For the chaotic system, I chose to implement a double pendulum especially since it has similar forms to what my piece was already generating and I thought the movement would go well together. I use the end of the double pendulum to drive the particles and I only display the endpoint of the pendulum, so it is not very visible that my simulation is using a double pendulum. And I have not yet decided if that is desirable, or if I want to make the double pendulum more apparent.

Also, in order for my pendulum to be stable, I needed to implement 4th order Runge-Kutta instead of just simple Euler integration.

You can see the trail of the double pendulum as the circle in the image below.



Thursday, October 30, 2014

Project 3 Chaos and Complexity: Progress

I begun with experimenting with gravitational attraction/repulsion of the particles from the mouse cursor. After some experimenting, I was able to get some interesting behavior from my particle simulation. The movement of the particles looks "chaotic," but strictly speaking, the system itself is not really chaotic. Nevertheless, I am happy with the shapes and forms I am able to achieve and I find the simple user interaction I included to be very rewarding and fun to play with.

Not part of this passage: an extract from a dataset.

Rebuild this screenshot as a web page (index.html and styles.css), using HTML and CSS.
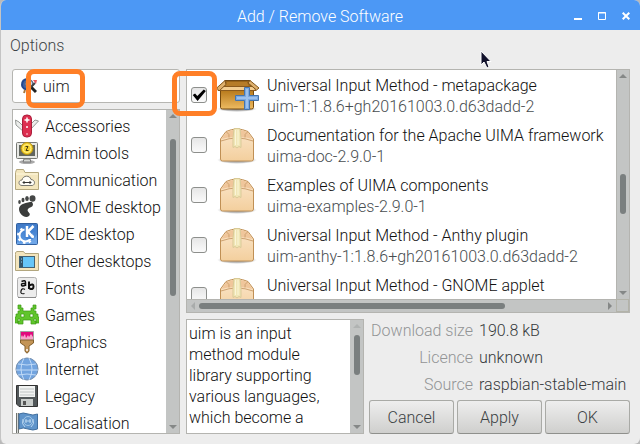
FILE: index.html
```html
<!DOCTYPE html>
<html lang="en">
<head>
<meta charset="utf-8">
<title>Add / Remove Software</title>
<link rel="stylesheet" href="styles.css">
</head>
<body>
<svg class="defs" aria-hidden="true">
  <defs>
    <linearGradient id="boxFill" x1="0" y1="0" x2="0" y2="1"><stop offset="0" stop-color="#fbe6cb"/><stop offset="1" stop-color="#f3cf9d"/></linearGradient>
    <linearGradient id="openFill" x1="0" y1="0" x2="0" y2="1"><stop offset="0" stop-color="#b87a1c"/><stop offset="1" stop-color="#eebb62"/></linearGradient>
    <linearGradient id="kdeFill" x1="0" y1="0" x2="0" y2="1"><stop offset="0" stop-color="#3f78c4"/><stop offset="1" stop-color="#5a9ae6"/></linearGradient>
    <radialGradient id="shade"><stop offset="0" stop-color="#777"/><stop offset=".7" stop-color="#aaa" stop-opacity=".7"/><stop offset="1" stop-color="#ccc" stop-opacity="0"/></radialGradient>
    <symbol id="pkg" viewBox="0 0 42 40">
      <ellipse cx="21" cy="34" rx="20" ry="4" fill="url(#shade)"/>
      <path d="M4.500 13 10 5.500Q21 .500 32 5.500L37.500 13V33Q37.500 35 35.500 35H6.500Q4.500 35 4.500 33Z" fill="url(#boxFill)" stroke="#c09055"/>
      <path d="M5.500 13 10.500 6Q21 1.500 31.500 6L36.500 13Q31 11 21 11T5.500 13Z" fill="#f0c69b"/>
      <path d="M5 15Q13 12 21 12T37 15M10.500 6Q14 8 13 11.500M31.500 6Q28 8 29 11.500" fill="none" stroke="#cda271"/>
      <path d="M18 2.500H24L25 12V21.500L23 20.500 21 22 19 20.500 17 21.500V12Z" fill="#f0e6b6" stroke="#d9c997"/>
      <path d="M19.500 4V19M22 4V19" stroke="#faf5d8"/>
    </symbol>
    <symbol id="pkg-open" viewBox="0 0 44 40">
      <ellipse cx="21" cy="33" rx="20" ry="3" fill="url(#shade)"/>
      <path d="M9 4.500H34L36 14H6Z" fill="#9a6519" stroke="#6f4814"/>
      <path d="M11 6H31L34 13H8Z" fill="#b67c28"/>
      <path d="M4.500 14.500H37.500V31.500Q37.500 33 35.500 33H6.500Q4.500 33 4.500 31.500Z" fill="url(#openFill)" stroke="#764a0e"/>
      <path d="M5 10.500H37L40 14.500H2Z" fill="#f3cd90" stroke="#8b5a1c"/>
      <path d="M9 4.500 .700 12 3 15 10 8.500ZM34 4.500 43 12 40.500 14 32 7Z" fill="#deb06c" stroke="#815419"/>
      <path d="M28.500 11.500H33.500V19.500H42.500V24.500H33.500V33.500H28.500V24.500H19.500V19.500H28.500Z" fill="#7ba9e0" stroke="#4474ae"/>
      <path d="M31 13V32M21 22H41" stroke="#9cc1ee" stroke-width="2"/>
    </symbol>
  </defs>
</svg>

<div class="window">
  <header class="titlebar">
    <h1>Add / Remove Software</h1>
    <div class="controls">
      <button aria-label="Minimise"><svg viewBox="0 0 8 8"><path d="M0 7H8" stroke="#fff" stroke-width="2"/></svg></button>
      <button aria-label="Maximise"><svg viewBox="0 0 8 8"><path d="M.500 .500H7.500V7.500H.500ZM0 1H8" fill="none" stroke="#fff"/></svg></button>
      <button aria-label="Close"><svg viewBox="0 0 8 8"><path d="M.700 .700 7.300 7.300M7.300 .700 .700 7.300" stroke="#fff" stroke-width="2"/></svg></button>
    </div>
  </header>
  <nav class="menubar"><button>Options</button></nav>

  <main class="content">
    <section class="side">
      <div class="search">
        <svg viewBox="0 0 16 16" aria-hidden="true"><path d="M7 1C2 1 1 4 1 7S4 12 7 11" fill="#3c63ad" stroke="#24478c" stroke-width="2"/><circle cx="8" cy="6" r="4" fill="#c9d8ea" stroke="#5a6680" stroke-width="1.500"/><path d="M10 9 15 14" stroke="#222" stroke-width="3"/><path d="M14 5 7 12" stroke="#444" stroke-width="2"/><path d="M12 2 16 2 15 6Z" fill="#ee555b"/><path d="M4 12 3 15M7 12 6 14" stroke="#a8773a" stroke-width="2"/></svg>
        <input type="text" value="uim" aria-label="Search packages">
        <span class="mark mark-search"></span>
      </div>
      <div class="frame list-frame">
        <ul class="categories">
          <li><button><svg viewBox="0 0 24 24"><path d="M.500 6 4 8 11 15 9 18 1 11ZM23.500 7 15 16 14 12 20 6Z" fill="#eceeec" stroke="#969996"/><rect x="7.500" y="1" width="9" height="22" rx="4" fill="#dd2f50" stroke="#aa1f3c"/><path d="M12 3.500V8.500M9.500 6H14.500" stroke="#fff" stroke-width="1.500"/><circle cx="12" cy="13" r="1" fill="#fff"/><circle cx="12" cy="20" r="1" fill="#f3a0af"/></svg>Accessories</button></li>
          <li><button><svg viewBox="0 0 24 24"><ellipse cx="12" cy="21" rx="8" ry="2" fill="#aaa"/><rect x="1.500" y="1.500" width="21" height="16" rx="1" fill="#e7e8e4" stroke="#777974"/><path d="M4 4H20V15H4Z" fill="#62665f"/><path d="M9 18H15L16 21H8Z" fill="#d7d9d5" stroke="#777"/><circle cx="12" cy="7.500" r="6" fill="#f5d22f" stroke="#b28e13"/><circle cx="12" cy="7.500" r="4" fill="none" stroke="#fff087"/><path d="M10.500 5.500H13L11 9.500H13.500" fill="none" stroke="#443b13"/></svg>Admin tools</button></li>
          <li><button><svg viewBox="0 0 24 24"><path d="M.500 4.500 1.500 1.500H8.500L10 4.500H23.500V21.500H.500Z" fill="#f3e6be" stroke="#b4a77d"/><path d="M1 6H23" stroke="#fff8dd"/><path d="M7 17.500C3 17.500 3 12 7 12 8 7 15 7 16 11.500 21 12 20 17.500 17 17.500Z" fill="#fffdf7" stroke="#77766f"/><path d="M8 14.500H16M9.500 13 8 14.500 9.500 16M14.500 13 16 14.500 14.500 16" fill="none" stroke="#333"/></svg>Communication</button></li>
          <li><button><svg viewBox="0 0 24 24"><path d="M17 7C12 7 4 9 4 14 4 19 10 24 14 21 17 18 11 17 13 14 14 12 18 13 18 9Z" fill="#3b3d3c"/><ellipse cx="17.500" cy="3.500" rx="3" ry="3.300" fill="#454746"/><ellipse cx="12" cy="3.500" rx="1.800" ry="2.500" fill="#454746"/><ellipse cx="8" cy="5" rx="1.500" ry="2.200" fill="#454746"/><ellipse cx="4.500" cy="7" rx="1.300" ry="1.900" fill="#454746"/></svg>GNOME desktop</button></li>
          <li><button><svg viewBox="0 0 24 24"><rect x="1.500" y="1.500" width="21" height="21" rx="1" fill="url(#kdeFill)" stroke="#3261a1"/><path d="M2 20C9 22 20 19 22 12V22H2Z" fill="#85b5ed" opacity=".5"/><circle cx="10.500" cy="13.500" r="6" fill="none" stroke="#fff" stroke-width="2"/><circle cx="10.500" cy="13.500" r="7.500" fill="none" stroke="#fff" stroke-width="2" stroke-dasharray="2.500 3.400"/><path d="M9.500 3H20V9L16 13 18 17 12 17 9.500 15Z" fill="#4382d2"/><path d="M12 4V15M18.500 4 13 9.500 18 15.500" fill="none" stroke="#fff" stroke-width="2.500"/></svg>KDE desktop</button></li>
          <li><button><svg viewBox="0 0 24 24"><path d="M.500 5.500V3.500L2 2.500H8.500L10 4.500H23.500V21.500H.500Z" fill="#f3e5bd" stroke="#b2a67e"/><rect x="4.500" y="7.500" width="15" height="11" fill="#66c6f8" stroke="#426173"/><path d="M5 8H8V18H5Z" fill="#345569"/><path d="M6 10H7M6 13H7" stroke="#8bdcff"/></svg>Other desktops</button></li>
          <li><button><svg viewBox="0 0 24 24" aria-hidden="true"><rect x="2.500" y="1.500" width="19" height="20" rx="2" fill="#ececec" stroke="#b0b0b0"/><path d="M3 21.500H21" stroke="#888"/><g fill="none" stroke="#111" stroke-width="1.500"><path d="M6.500 5.500Q10.500 3.500 10.500 6.500V10M10.500 7.500Q6 7 6.500 9T10.500 9"/><path d="M10 13.500Q7 11.500 6 15T9.500 17.500" stroke-width="1.200"/><path d="M14 5.500V13M14.500 9.500Q18.500 7 18.500 10.500T14.500 12.500" stroke-width="2"/></g></svg>Fonts</button></li>
          <li><button><svg viewBox="0 0 24 24"><path d="M3 2H6V5H8V8H16V5H18V2H21V6H19V8H21V11H23V14H24V20H21V16H19V18H21V21H16V17H8V21H3V18H5V16H3V20H0V14H1V11H3V8H5V6H3ZM6 11V14H9V11ZM15 11V14H18V11Z" fill="#60c52c" fill-rule="evenodd" stroke="#3e9816" stroke-width=".700"/></svg>Games</button></li>
          <li><button><svg viewBox="0 0 24 24"><path d="M5.500 1.500H18.500V10H5.500Z" fill="#e2087d" stroke="#a3a3a0"/><path d="M6 7 7 5 8 7 10 4 11 8 13 5 14 7 16 4 18 7V10H6Z" fill="#f7a5cb"/><path d="M5.500 10H18.500V13L14 16V21Q12 25 10 21V16L5.500 13Z" fill="#c39456" stroke="#82602e"/><circle cx="12" cy="20" r="1" fill="#fff"/></svg>Graphics</button></li>
          <li><button><svg viewBox="0 0 24 24"><circle cx="12" cy="12" r="11" fill="#72a4df" stroke="#7790ad"/><path d="M3 7Q12 9 21 7M1 13H23M3 18Q12 16 21 18M9 1Q3 12 9 23M14 1Q20 12 14 23" fill="none" stroke="#c0daf7"/></svg>Internet</button></li>
          <li><button><svg viewBox="0 0 24 24"><path d="M1.500 1.500H22.500V22.500H4L1.500 20Z" fill="#52585a" stroke="#333"/><path d="M4 2H20V13H4Z" fill="#f1f3f2"/><path d="M5 5H19M5 8H19M5 11H19" stroke="#bfc4c4"/><path d="M6 15H18V22H6Z" fill="#c9cdcb"/><path d="M8 17H11V21H8Z" fill="#555"/></svg>Legacy</button></li>
          <li><button><svg viewBox="0 0 24 24"><path d="M2.500 2V24" stroke="#70736f" stroke-width="3"/><path d="M2.500 2V24" stroke="#d6d8d5"/><path d="M4 3Q8 1 13 3T22.500 3V18Q18 20 13 18T4 18Z" fill="#5f94ca" stroke="#416f9e"/><circle cx="13" cy="10" r="4.500" fill="none" stroke="#a3c8e8"/><path d="M8 8Q6 13 10 16M18 8Q20 13 16 16M11 8V12M15 8V12M10 10H16" fill="none" stroke="#bad7f0"/></svg>Localisation</button></li>
        </ul>
        <div class="bar bar-v" aria-hidden="true"><i class="arrow up"></i><span class="track"><b class="thumb cat-thumb"></b></span><i class="arrow down"></i></div>
      </div>
    </section>

    <section class="main">
      <div class="frame packages-frame">
        <ul class="packages">
          <li><span class="tick"><input type="checkbox" id="p1" checked><span class="mark mark-tick"></span></span><svg viewBox="0 0 44 40"><use href="#pkg-open"/></svg><label for="p1">Universal Input Method - metapackage<small>uim-1:1.8.6+gh20161003.0.d63dadd-2</small></label></li>
          <li><span class="tick"><input type="checkbox" id="p2"></span><svg viewBox="0 0 42 40"><use href="#pkg"/></svg><label for="p2">Documentation for the Apache UIMA framework<small>uima-doc-2.9.0-1</small></label></li>
          <li><span class="tick"><input type="checkbox" id="p3"></span><svg viewBox="0 0 42 40"><use href="#pkg"/></svg><label for="p3">Examples of UIMA components<small>uima-examples-2.9.0-1</small></label></li>
          <li><span class="tick"><input type="checkbox" id="p4"></span><svg viewBox="0 0 42 40"><use href="#pkg"/></svg><label for="p4">Universal Input Method - Anthy plugin<small>uim-anthy-1:1.8.6+gh20161003.0.d63dadd-2</small></label></li>
          <li><span class="tick"><input type="checkbox" id="p5"></span><svg viewBox="0 0 42 40"><use href="#pkg"/></svg><label for="p5">Universal Input Method - GNOME applet</label></li>
        </ul>
        <div class="bar bar-v" aria-hidden="true"><i class="arrow up"></i><span class="track"><b class="thumb pkg-thumb"></b></span><i class="arrow down"></i></div>
        <div class="bar bar-h" aria-hidden="true"><i class="arrow left"></i><span class="track"><b class="thumb wide-thumb"></b></span><i class="arrow right"></i></div>
        <div class="corner"></div>
      </div>
      <div class="bottom">
        <div class="frame description">
          <p>uim is an input method module library supporting various languages, which become a</p>
          <div class="bar bar-v" aria-hidden="true"><i class="arrow up faint"></i><span class="track"><b class="thumb desc-thumb"></b></span><i class="arrow down"></i></div>
        </div>
        <div class="details">
          <dl>
            <dt>Download size</dt><dd>190.8 kB</dd>
            <dt>Licence</dt><dd>unknown</dd>
            <dt>Source</dt><dd>raspbian-stable-main</dd>
          </dl>
          <div class="actions"><button>Cancel</button><button>Apply</button><button>OK</button></div>
        </div>
      </div>
    </section>
  </main>
  <svg class="pointer" viewBox="0 0 12 19" aria-hidden="true"><path d="M1 1V15L4 12 7 18 9 17 7 11.500H11Z" fill="#12122c" stroke="#fff"/></svg>
</div>
</body>
</html>
```
FILE: styles.css
```css
* { box-sizing: border-box; }

body {
  margin: 0;
  background: #b9b9b9;
  color: #111;
  font: 300 16px/21px Roboto, "Liberation Sans", sans-serif;
}

button, input {
  margin: 0;
  padding: 0;
  border: 0;
  background: none;
  color: inherit;
  font: inherit;
}

ul, dl, dd, p, h1 { margin: 0; padding: 0; }
ul { list-style: none; }
svg { display: block; flex: none; }
.defs { position: absolute; width: 0; height: 0; }

.window {
  position: relative;
  display: flex;
  flex-direction: column;
  height: 100vh;
  border-left: 1px solid #c4c4c4;
  border-radius: 6px;
  background: #ededed;
  overflow: hidden;
}

.titlebar {
  position: relative;
  display: flex;
  align-items: center;
  justify-content: center;
  flex: none;
  height: 30px;
  margin-left: -1px;
  background: #4c98f5;
  color: #fff;
}
.titlebar h1 { font-size: 16px; font-weight: 300; padding-top: 2px; }
.controls { position: absolute; right: 10px; top: 12px; display: flex; gap: 16px; }
.controls button, .controls svg { width: 8px; height: 8px; }

.menubar { flex: none; height: 39px; padding: 5px 9px; color: #3d4446; }

.content {
  display: grid;
  grid-template-columns: 168px minmax(0, 1fr);
  gap: 6px;
  flex: 1;
  min-height: 0;
  padding: 0 10px 10px 11px;
}
.side, .main { display: flex; flex-direction: column; gap: 6px; min-width: 0; min-height: 0; }

.search {
  position: relative;
  display: flex;
  align-items: center;
  flex: none;
  gap: 6px;
  height: 34px;
  padding: 0 8px;
  border: 1px solid #b6b6b2;
  border-radius: 3px;
  background: #fff;
}
.search svg { width: 16px; height: 16px; }
.search input { flex: 1; min-width: 0; color: #222; outline: 0; }

.mark {
  position: absolute;
  border: 5px solid #ff7f27;
  border-radius: 8px;
  pointer-events: none;
  z-index: 2;
}
.mark-search { left: 13px; top: -1px; width: 59px; height: 39px; }
.mark-tick { left: -19px; top: -16px; width: 45px; height: 45px; }

.frame { border: 1px solid #b4b4b0; background: #fff; }
.list-frame { display: flex; flex: 1; min-height: 0; }

.categories { flex: 1; min-width: 0; padding: 2px 0 0 2px; overflow: hidden; }
.categories button {
  display: flex;
  align-items: center;
  gap: 6px;
  width: 100%;
  height: 27px;
  padding-top: 1px;
  text-align: left;
  white-space: nowrap;
}
.categories svg { width: 24px; height: 24px; }

.bar { display: flex; align-items: center; background: #c3c5c4; }
.bar-v { flex: none; flex-direction: column; width: 13px; padding: 4px 0; }
.bar-h { height: 13px; padding: 0 4px; border-top: 1px solid #b4b4b0; }
.track { position: relative; flex: 1; align-self: stretch; }
.thumb { position: absolute; border-radius: 3px; background: #7a7f7f; }
.bar-v .thumb { left: 4px; width: 6px; }
.bar-h .thumb { top: 3px; height: 6px; }
.cat-thumb { top: 7%; height: 51%; }
.pkg-thumb { top: 45%; height: 19%; }
.desc-thumb { top: 7%; height: 41%; }
.wide-thumb { left: 1%; width: 74%; }

.arrow { flex: none; border: 0 solid transparent; }
.up { border-width: 0 4px 4px; border-bottom-color: #858887; }
.down { border-width: 4px 4px 0; border-top-color: #858887; }
.left { border-width: 4px 4px 4px 0; border-right-color: #a9acab; }
.right { border-width: 4px 0 4px 4px; border-left-color: #858887; }
.faint { border-bottom-color: #b0b3b2; }

.packages-frame {
  display: grid;
  grid-template: minmax(0, 1fr) 13px / minmax(0, 1fr) 13px;
  flex: 1;
  min-height: 0;
}
.packages-frame .bar-v { border-left: 1px solid #b4b4b0; }
.packages-frame .bar-v .thumb { left: 3px; }
.corner { border: 1px solid #b3b3a9; background: #c3c5c4; }

/* Rows clip at the bottom edge; the left margin leaves room for the tick highlight. */
.packages {
  min-height: 0;
  margin-left: -20px;
  padding: 1px 0 0 24px;
  overflow: hidden;
}
.packages li { display: flex; height: 50px; white-space: nowrap; }
.packages svg { width: 44px; height: 40px; margin: 5px 7px 0 9px; }
.packages svg[viewBox="0 0 42 40"] { width: 42px; margin-right: 9px; }
.packages label { padding-top: 4px; }
.packages small { display: block; font-size: 16px; color: #484d50; }
.tick { position: relative; width: 16px; height: 16px; margin-top: 16px; }
.tick input {
  display: block;
  appearance: none;
  width: 16px;
  height: 16px;
  border: 1px solid #8d8f8c;
  border-radius: 3px;
  background: linear-gradient(#e6e6e6, #fafafa);
}
.tick input:checked::after {
  content: "";
  display: block;
  width: 14px;
  height: 14px;
  background: #000;
  clip-path: polygon(5% 50%, 22% 40%, 38% 58%, 84% 10%, 99% 22%, 40% 92%);
}

.bottom { display: grid; grid-template-columns: 178px minmax(0, 1fr); gap: 5px; flex: none; }
.description { display: flex; height: 115px; }
.description p { flex: 1; min-width: 0; padding: 3px 8px 3px 2px; overflow: hidden; }
.details { display: flex; flex-direction: column; justify-content: space-between; }
.details dl {
  display: grid;
  grid-template-columns: 104px 1fr;
  column-gap: 6px;
  margin-top: -2px;
  line-height: 27px;
}
.details dt { text-align: right; color: #929495; white-space: nowrap; }
.details dd { color: #35393b; white-space: nowrap; }
.actions { display: grid; grid-template-columns: repeat(3, 1fr); gap: 3px; }
.actions button {
  height: 34px;
  border: 1px solid #a9aaa6;
  border-bottom-color: #8f908c;
  border-radius: 3px;
  background: linear-gradient(#eeeeee, #cfcfcd);
  color: #3b4143;
}

.pointer { position: absolute; left: 479px; top: 50px; width: 12px; height: 19px; }
```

Below is an example of just one of the many dynamic forms my system produces interactively.



Tuesday, October 28, 2014

Project 3 Chaos and Complexity: Idea

For project 3 I am interested in creating a chaotic particle system, and I was inspired by this work by Felix Woitzel:
http://www.cake23.de/fmx/turing-fluid-particle-projection-feedback.html

I plan on creating some sort of feedback loop that affects the particles, however, I don't have an exact plan and I will first just experiment and see if I can come up with something interesting.

In order to run a simulation with a large number of particles, I will look into how to do the simulation with shaders on the GPU. In the meantime, I will implement something CPU based to see what interesting behaviors I can achieve before worrying about the number of particles.